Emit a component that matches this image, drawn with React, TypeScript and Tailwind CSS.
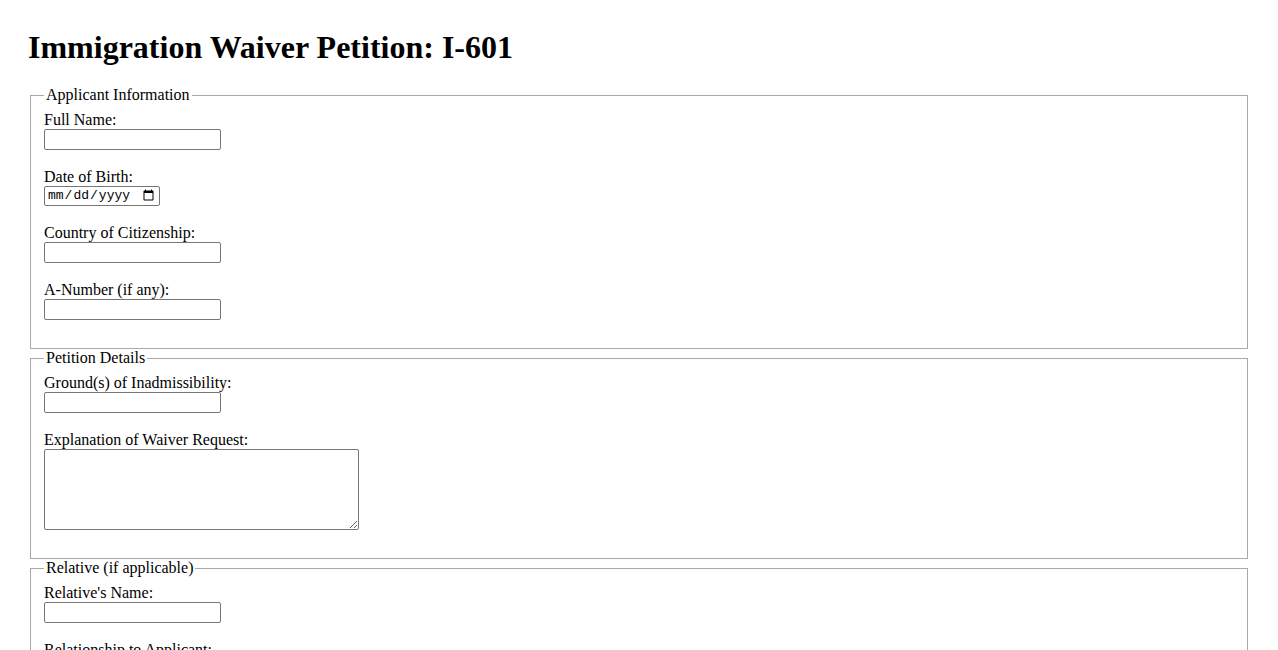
import type { ReactNode } from 'react'

type FieldProps = {
  id: string
  label: string
  type?: 'text' | 'date' | 'textarea'
}

const inputBase =
  "block rounded-[2px] border border-[#767676] bg-white px-[2px] font-['Liberation_Sans',Arial,sans-serif] text-[13.33px] text-black outline-none"

function Field({ id, label, type = 'text' }: FieldProps) {
  return (
    <div className="mb-[17px]">
      <label htmlFor={id} className="block leading-[19px]">
        {label}
      </label>
      {type === 'textarea' ? (
        <textarea id={id} className={`${inputBase} h-[81px] w-[315px]`} />
      ) : type === 'date' ? (
        <input
          id={id}
          type="date"
          className="block h-[20px] w-[116px] rounded-[2px] border border-[#767676] bg-white px-[2px] font-['Liberation_Mono',monospace] text-[13px] text-black outline-none"
        />
      ) : (
        <input id={id} type="text" className={`${inputBase} h-[21px] w-[177px]`} />
      )}
    </div>
  )
}

function Section({ legend, children }: { legend: string; children: ReactNode }) {
  return (
    <fieldset className="mx-[2px] border border-[#a9a9a9] px-[13px] pt-[5.6px] pb-[11.5px]">
      <legend className="px-[2px] leading-[18px]">{legend}</legend>
      {children}
    </fieldset>
  )
}

export default function App() {
  return (
    <div className="min-h-screen bg-white px-[28px] pt-[8px] font-['Liberation_Serif','Times_New_Roman',serif] text-[16px] text-black">
      <h1 className="mt-[21px] mb-[20px] text-[32px] leading-[37px] font-bold">
        Immigration Waiver Petition: I-601
      </h1>
      <form>
        <Section legend="Applicant Information">
          <Field id="fullName" label="Full Name:" />
          <Field id="dob" label="Date of Birth:" type="date" />
          <Field id="country" label="Country of Citizenship:" />
          <Field id="aNumber" label="A-Number (if any):" />
        </Section>
        <Section legend="Petition Details">
          <Field id="grounds" label="Ground(s) of Inadmissibility:" />
          <Field id="explanation" label="Explanation of Waiver Request:" type="textarea" />
        </Section>
        <Section legend="Relative (if applicable)">
          <Field id="relName" label="Relative's Name:" />
          <Field id="relationship" label="Relationship to Applicant:" />
          <Field id="relStatus" label="Relative's Immigration Status:" />
        </Section>
      </form>
    </div>
  )
}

□ □ □

▶ _GOAL OF THE EXERCISE_
Repeat the lines above, starting at the first and stopping after the line that holds "bg-white px-[2px] font-['Liberation_Sans',Arial,sans-serif]", with the pictures left out.

▶ _REPLY TO THE EXERCISE_
Emit a component that matches this image, drawn with React, TypeScript and Tailwind CSS.
import type { ReactNode } from 'react'

type FieldProps = {
  id: string
  label: string
  type?: 'text' | 'date' | 'textarea'
}

const inputBase =
  "block rounded-[2px] border border-[#767676] bg-white px-[2px] font-['Liberation_Sans',Arial,sans-serif] text-[13.33px] text-black outline-none"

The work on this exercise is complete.